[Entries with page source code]
----------
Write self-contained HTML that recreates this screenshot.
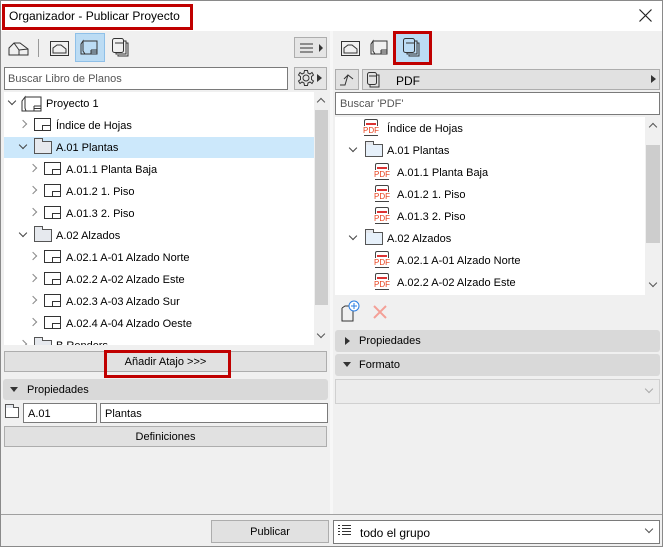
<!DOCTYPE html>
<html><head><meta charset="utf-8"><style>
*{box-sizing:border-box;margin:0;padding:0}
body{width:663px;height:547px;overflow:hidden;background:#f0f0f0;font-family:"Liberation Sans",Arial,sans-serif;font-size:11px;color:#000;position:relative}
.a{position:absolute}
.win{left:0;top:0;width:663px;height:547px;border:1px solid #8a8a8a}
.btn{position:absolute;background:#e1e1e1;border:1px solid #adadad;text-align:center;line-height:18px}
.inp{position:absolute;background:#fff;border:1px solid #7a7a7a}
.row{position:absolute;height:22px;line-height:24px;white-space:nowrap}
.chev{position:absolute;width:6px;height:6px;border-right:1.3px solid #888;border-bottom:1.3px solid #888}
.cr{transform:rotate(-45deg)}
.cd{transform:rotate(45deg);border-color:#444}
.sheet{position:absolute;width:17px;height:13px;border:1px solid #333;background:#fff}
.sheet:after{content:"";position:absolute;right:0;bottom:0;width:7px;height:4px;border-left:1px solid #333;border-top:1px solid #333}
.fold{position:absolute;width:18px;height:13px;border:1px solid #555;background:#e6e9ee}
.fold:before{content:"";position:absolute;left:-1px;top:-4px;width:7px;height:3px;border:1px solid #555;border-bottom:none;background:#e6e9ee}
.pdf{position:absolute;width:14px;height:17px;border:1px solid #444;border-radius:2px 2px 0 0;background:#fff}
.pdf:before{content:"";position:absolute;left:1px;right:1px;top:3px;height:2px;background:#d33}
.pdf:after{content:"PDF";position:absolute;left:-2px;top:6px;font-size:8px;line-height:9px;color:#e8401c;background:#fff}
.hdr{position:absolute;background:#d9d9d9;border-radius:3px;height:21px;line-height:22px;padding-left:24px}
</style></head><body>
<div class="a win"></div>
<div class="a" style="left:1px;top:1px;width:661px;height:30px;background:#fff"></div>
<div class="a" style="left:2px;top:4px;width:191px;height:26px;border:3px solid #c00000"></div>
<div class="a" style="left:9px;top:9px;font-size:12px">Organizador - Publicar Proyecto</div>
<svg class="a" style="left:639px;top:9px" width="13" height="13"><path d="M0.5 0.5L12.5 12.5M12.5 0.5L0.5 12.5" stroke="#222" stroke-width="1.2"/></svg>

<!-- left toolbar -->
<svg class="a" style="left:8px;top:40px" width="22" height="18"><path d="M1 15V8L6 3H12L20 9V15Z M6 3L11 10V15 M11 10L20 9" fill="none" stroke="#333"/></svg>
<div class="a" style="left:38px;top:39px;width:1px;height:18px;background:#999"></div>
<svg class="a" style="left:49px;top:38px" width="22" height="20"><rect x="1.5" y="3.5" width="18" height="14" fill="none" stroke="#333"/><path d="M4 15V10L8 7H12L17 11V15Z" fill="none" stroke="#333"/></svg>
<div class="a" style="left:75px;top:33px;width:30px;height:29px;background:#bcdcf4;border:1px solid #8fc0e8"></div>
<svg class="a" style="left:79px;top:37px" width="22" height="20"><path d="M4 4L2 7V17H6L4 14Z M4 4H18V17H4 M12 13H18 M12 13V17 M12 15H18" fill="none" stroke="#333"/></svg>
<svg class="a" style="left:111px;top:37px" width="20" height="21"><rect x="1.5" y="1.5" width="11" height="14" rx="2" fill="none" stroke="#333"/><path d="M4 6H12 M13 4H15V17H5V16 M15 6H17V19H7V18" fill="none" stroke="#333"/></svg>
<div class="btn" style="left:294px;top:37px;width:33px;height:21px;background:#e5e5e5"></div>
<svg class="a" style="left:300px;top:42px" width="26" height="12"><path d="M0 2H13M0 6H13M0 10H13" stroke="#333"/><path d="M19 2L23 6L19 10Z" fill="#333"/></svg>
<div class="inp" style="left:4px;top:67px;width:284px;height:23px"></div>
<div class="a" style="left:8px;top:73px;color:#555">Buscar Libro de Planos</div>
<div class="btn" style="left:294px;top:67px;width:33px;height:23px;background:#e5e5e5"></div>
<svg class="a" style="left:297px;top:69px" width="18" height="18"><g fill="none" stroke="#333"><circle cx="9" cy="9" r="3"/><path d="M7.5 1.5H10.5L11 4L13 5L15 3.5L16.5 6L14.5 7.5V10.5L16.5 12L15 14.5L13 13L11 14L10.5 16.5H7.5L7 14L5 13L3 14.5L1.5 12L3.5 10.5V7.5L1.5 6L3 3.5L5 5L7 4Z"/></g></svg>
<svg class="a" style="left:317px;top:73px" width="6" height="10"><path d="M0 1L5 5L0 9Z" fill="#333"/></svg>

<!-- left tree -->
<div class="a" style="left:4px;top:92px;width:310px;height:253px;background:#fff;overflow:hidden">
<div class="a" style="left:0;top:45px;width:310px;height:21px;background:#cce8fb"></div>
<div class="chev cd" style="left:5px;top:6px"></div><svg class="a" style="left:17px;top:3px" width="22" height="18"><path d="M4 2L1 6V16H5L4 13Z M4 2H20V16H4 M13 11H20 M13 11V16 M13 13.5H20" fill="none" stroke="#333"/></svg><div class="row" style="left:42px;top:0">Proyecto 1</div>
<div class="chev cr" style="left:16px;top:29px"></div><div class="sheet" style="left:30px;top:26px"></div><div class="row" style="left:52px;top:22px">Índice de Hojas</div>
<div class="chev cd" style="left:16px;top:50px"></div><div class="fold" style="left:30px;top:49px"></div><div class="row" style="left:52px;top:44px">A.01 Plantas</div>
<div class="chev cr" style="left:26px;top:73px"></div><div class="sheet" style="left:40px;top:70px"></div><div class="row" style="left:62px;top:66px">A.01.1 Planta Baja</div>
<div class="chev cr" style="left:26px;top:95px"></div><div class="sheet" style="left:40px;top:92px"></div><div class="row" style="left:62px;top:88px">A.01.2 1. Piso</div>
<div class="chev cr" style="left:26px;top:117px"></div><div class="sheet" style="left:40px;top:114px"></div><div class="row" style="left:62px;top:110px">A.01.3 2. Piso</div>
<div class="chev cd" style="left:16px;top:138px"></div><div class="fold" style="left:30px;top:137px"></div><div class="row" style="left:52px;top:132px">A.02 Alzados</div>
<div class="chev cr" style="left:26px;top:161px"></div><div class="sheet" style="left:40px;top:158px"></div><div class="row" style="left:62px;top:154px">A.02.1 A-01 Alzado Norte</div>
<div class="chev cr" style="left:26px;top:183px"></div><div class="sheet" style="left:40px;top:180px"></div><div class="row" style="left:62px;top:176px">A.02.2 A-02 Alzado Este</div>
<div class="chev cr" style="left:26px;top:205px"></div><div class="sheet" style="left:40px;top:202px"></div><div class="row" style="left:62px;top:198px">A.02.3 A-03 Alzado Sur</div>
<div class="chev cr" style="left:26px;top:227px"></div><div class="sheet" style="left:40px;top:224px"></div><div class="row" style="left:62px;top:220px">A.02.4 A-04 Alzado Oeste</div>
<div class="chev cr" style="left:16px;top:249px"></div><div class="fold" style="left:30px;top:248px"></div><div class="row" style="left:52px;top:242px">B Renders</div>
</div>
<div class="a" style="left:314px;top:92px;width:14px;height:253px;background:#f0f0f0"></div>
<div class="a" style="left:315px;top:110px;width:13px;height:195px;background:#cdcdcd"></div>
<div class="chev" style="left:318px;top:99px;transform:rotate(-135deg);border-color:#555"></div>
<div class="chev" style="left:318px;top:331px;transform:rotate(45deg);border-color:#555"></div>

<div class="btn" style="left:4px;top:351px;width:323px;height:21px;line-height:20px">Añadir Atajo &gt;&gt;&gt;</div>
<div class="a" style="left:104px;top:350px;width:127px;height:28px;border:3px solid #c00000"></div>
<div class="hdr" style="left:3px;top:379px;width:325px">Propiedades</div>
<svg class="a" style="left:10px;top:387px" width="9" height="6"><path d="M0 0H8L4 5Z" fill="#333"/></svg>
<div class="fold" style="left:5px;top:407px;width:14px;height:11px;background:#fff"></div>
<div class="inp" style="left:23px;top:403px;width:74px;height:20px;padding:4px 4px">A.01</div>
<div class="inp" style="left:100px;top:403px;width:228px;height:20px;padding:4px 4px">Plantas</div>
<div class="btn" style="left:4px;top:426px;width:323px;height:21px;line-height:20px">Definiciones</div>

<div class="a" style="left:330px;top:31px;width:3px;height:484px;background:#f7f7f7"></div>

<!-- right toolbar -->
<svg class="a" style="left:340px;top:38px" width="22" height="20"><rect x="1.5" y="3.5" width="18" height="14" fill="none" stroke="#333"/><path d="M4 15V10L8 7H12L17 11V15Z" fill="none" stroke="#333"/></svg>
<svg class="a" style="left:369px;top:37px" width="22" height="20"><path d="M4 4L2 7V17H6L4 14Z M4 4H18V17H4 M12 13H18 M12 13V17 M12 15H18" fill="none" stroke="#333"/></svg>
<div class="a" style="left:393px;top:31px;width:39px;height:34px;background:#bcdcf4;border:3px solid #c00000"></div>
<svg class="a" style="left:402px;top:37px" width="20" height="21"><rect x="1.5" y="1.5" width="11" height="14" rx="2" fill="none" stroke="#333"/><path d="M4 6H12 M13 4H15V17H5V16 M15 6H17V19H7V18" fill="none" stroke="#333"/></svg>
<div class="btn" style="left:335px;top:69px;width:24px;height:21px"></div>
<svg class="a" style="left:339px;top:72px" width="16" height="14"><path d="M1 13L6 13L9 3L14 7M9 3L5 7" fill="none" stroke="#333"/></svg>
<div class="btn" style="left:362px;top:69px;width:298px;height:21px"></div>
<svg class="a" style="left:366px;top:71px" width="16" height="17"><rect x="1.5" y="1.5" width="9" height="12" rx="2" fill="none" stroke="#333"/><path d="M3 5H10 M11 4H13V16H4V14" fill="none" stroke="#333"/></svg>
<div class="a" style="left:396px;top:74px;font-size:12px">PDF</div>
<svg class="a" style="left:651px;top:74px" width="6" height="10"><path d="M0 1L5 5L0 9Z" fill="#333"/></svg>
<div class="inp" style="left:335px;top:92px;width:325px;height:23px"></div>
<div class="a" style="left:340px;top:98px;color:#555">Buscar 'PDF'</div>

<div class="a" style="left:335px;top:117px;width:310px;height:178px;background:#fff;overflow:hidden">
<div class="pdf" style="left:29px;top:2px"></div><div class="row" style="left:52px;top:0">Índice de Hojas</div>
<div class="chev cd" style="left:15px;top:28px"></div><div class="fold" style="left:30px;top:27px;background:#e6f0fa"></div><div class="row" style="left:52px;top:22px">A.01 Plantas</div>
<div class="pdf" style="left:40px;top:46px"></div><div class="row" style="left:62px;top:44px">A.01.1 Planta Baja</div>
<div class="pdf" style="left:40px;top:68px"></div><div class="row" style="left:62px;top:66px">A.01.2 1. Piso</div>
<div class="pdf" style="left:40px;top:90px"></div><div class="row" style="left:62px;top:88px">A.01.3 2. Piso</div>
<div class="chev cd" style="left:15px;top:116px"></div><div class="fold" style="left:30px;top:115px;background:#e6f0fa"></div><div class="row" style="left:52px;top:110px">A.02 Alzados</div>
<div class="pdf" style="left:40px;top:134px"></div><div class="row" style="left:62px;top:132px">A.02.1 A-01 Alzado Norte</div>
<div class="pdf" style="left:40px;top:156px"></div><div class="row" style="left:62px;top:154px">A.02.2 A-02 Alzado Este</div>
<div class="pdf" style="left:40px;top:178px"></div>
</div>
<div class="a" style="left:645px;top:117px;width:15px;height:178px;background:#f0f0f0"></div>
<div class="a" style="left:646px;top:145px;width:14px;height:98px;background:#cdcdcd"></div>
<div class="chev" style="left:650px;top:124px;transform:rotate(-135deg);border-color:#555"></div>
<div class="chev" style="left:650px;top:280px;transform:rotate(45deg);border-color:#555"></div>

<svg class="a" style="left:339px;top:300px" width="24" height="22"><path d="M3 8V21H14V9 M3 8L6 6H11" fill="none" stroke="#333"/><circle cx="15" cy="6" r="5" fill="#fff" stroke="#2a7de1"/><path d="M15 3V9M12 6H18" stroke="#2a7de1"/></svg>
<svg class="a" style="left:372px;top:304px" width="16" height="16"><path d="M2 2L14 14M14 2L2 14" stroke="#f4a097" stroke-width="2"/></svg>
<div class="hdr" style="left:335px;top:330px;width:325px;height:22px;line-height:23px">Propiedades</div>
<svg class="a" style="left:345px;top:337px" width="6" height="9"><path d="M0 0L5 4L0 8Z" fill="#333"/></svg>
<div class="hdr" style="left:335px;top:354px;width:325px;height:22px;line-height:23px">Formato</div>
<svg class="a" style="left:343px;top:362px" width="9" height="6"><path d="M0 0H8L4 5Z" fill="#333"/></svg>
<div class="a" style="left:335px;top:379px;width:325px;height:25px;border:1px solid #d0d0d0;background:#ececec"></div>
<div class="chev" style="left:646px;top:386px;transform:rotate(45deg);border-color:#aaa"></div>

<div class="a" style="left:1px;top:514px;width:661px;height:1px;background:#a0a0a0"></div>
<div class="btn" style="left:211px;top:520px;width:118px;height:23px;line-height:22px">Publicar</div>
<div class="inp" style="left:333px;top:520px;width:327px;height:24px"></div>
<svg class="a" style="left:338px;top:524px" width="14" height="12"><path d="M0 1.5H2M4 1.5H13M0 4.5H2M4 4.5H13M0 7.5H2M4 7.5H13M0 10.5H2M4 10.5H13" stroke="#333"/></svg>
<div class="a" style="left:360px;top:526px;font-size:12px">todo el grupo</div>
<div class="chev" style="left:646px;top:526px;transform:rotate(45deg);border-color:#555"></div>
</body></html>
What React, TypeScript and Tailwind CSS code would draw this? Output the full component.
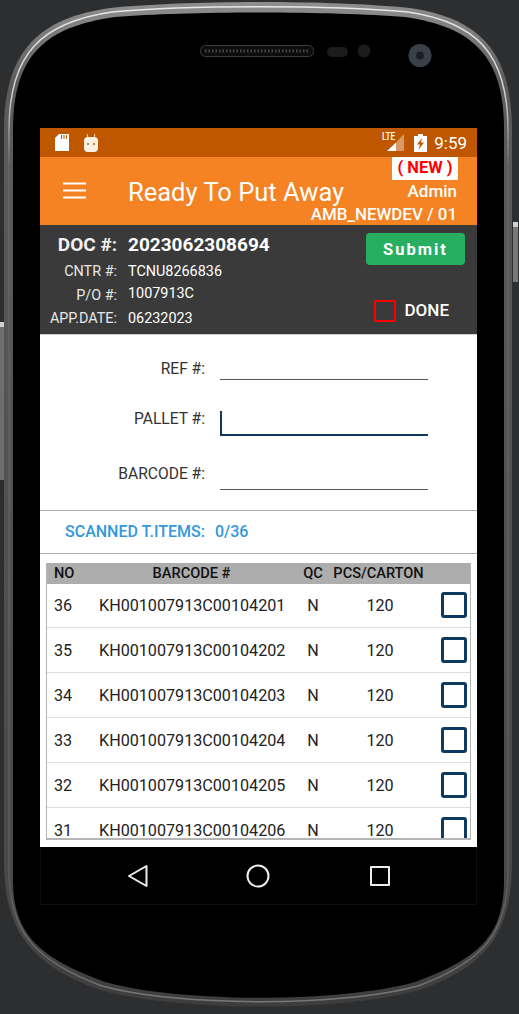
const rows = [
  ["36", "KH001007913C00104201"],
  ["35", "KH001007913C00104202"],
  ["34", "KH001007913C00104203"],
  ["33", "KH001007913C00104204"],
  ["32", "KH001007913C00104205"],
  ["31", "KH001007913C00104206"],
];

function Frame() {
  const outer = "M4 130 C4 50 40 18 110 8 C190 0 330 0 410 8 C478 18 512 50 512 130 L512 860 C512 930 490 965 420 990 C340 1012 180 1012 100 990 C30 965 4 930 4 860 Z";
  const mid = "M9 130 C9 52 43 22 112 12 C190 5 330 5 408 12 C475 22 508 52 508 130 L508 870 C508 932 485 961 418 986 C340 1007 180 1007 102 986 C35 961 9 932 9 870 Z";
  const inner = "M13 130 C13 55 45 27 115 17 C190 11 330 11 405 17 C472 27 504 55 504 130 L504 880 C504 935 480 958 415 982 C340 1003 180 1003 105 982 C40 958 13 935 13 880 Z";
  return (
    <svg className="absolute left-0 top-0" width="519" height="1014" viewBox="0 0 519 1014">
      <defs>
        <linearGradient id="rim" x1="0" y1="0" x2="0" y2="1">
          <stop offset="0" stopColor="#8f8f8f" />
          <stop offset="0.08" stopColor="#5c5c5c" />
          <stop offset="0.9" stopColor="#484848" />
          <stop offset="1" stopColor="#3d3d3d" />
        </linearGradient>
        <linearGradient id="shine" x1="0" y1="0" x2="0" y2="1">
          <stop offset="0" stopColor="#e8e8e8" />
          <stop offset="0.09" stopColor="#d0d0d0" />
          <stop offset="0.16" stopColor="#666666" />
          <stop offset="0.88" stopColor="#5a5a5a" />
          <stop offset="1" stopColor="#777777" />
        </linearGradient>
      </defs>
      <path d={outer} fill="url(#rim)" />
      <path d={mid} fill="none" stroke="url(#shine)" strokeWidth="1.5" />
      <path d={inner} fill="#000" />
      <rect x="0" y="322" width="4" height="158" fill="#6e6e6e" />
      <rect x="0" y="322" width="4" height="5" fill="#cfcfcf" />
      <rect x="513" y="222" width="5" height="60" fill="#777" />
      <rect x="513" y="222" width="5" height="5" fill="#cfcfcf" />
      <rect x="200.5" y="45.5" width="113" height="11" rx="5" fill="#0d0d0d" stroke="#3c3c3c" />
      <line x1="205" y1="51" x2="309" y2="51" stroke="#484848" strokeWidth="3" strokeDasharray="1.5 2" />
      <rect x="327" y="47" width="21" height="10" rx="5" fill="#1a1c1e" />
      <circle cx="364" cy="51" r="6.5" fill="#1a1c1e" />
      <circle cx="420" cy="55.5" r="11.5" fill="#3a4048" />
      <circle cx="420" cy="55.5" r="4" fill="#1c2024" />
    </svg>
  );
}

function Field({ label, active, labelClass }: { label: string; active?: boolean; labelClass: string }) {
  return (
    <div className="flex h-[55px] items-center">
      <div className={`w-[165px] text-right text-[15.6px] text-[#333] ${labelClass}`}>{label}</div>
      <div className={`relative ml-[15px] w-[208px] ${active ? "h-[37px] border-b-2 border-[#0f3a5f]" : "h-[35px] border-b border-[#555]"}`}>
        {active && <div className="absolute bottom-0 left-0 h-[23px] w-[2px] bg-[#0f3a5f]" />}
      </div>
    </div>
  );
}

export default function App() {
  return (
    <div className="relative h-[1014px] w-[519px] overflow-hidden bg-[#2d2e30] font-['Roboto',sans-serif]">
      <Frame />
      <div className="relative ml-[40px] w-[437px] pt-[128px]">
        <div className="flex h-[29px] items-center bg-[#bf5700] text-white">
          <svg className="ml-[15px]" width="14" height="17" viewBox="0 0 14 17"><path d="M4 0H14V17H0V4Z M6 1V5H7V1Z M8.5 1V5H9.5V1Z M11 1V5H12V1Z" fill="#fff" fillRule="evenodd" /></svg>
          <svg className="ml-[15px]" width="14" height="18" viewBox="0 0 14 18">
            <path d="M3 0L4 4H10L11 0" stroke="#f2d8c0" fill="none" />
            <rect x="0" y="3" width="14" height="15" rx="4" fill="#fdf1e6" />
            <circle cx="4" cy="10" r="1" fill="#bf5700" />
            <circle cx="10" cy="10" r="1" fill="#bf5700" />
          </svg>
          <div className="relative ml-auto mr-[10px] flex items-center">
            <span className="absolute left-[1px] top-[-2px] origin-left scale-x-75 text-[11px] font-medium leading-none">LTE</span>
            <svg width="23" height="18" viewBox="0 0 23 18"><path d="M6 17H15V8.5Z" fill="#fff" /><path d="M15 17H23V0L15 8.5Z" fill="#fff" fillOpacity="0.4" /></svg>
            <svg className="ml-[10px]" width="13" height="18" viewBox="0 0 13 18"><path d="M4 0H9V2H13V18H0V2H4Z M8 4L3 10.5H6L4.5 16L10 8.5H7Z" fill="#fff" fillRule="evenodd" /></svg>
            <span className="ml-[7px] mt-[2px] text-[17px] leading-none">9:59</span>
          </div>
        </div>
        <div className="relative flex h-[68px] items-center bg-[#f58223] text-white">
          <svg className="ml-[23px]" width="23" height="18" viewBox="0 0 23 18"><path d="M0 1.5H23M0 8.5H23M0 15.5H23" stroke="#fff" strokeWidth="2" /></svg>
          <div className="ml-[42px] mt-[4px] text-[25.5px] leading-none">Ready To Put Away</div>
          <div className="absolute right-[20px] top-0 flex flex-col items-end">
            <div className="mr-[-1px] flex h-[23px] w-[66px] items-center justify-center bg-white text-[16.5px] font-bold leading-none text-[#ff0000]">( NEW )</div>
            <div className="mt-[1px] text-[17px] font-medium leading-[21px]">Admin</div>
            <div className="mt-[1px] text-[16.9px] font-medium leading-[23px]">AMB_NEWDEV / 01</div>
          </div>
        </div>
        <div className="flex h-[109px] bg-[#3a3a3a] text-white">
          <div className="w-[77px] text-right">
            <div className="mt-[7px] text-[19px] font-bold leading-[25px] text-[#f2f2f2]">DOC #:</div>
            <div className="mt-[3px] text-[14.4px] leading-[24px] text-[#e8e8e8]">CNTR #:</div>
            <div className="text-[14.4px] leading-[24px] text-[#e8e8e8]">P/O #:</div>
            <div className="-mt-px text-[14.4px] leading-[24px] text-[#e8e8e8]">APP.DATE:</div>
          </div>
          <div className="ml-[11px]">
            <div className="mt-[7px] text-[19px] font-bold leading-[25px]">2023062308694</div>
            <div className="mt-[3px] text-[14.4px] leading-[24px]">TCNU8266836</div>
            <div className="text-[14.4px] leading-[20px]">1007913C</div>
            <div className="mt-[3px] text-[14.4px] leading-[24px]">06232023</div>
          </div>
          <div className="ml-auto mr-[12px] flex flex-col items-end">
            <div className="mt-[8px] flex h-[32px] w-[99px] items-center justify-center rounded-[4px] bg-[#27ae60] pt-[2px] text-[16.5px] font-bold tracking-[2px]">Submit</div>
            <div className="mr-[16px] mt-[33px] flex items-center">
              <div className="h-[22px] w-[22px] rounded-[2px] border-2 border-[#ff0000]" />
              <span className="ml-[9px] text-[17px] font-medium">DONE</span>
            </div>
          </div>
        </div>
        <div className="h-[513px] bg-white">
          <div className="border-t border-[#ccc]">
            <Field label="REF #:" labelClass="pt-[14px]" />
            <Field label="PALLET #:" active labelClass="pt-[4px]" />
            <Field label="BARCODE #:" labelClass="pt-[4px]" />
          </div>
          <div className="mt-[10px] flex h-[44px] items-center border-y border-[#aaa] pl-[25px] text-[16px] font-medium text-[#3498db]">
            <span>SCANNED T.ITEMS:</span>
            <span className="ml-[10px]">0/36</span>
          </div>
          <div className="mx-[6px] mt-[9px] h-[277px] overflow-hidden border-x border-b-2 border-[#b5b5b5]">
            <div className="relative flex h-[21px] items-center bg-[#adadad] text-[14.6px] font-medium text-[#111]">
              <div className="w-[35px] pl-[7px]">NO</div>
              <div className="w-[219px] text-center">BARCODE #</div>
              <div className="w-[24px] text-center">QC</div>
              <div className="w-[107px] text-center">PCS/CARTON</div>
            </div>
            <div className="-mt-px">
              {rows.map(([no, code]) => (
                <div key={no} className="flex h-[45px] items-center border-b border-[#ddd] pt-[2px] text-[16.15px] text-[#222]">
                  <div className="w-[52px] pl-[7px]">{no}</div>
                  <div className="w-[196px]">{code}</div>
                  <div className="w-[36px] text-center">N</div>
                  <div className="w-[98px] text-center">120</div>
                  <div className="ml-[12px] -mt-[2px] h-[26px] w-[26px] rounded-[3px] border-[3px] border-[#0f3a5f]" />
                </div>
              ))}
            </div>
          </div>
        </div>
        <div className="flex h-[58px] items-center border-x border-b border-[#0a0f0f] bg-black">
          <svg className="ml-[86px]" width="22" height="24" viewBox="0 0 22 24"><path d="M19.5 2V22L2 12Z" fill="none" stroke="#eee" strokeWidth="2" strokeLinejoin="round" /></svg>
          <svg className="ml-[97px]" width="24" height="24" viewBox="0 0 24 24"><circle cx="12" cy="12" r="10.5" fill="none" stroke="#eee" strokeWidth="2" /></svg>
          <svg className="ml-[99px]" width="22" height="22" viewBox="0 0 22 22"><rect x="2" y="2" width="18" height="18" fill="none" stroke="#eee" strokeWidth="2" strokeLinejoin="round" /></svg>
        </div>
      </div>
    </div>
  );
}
----------
_What is asked_
Scan the listing above. Collect all lines with the word "this".

_Solved problem_
Write self-contained HTML that recreates this screenshot.
What React, TypeScript and Tailwind CSS code would draw this? Output the full component.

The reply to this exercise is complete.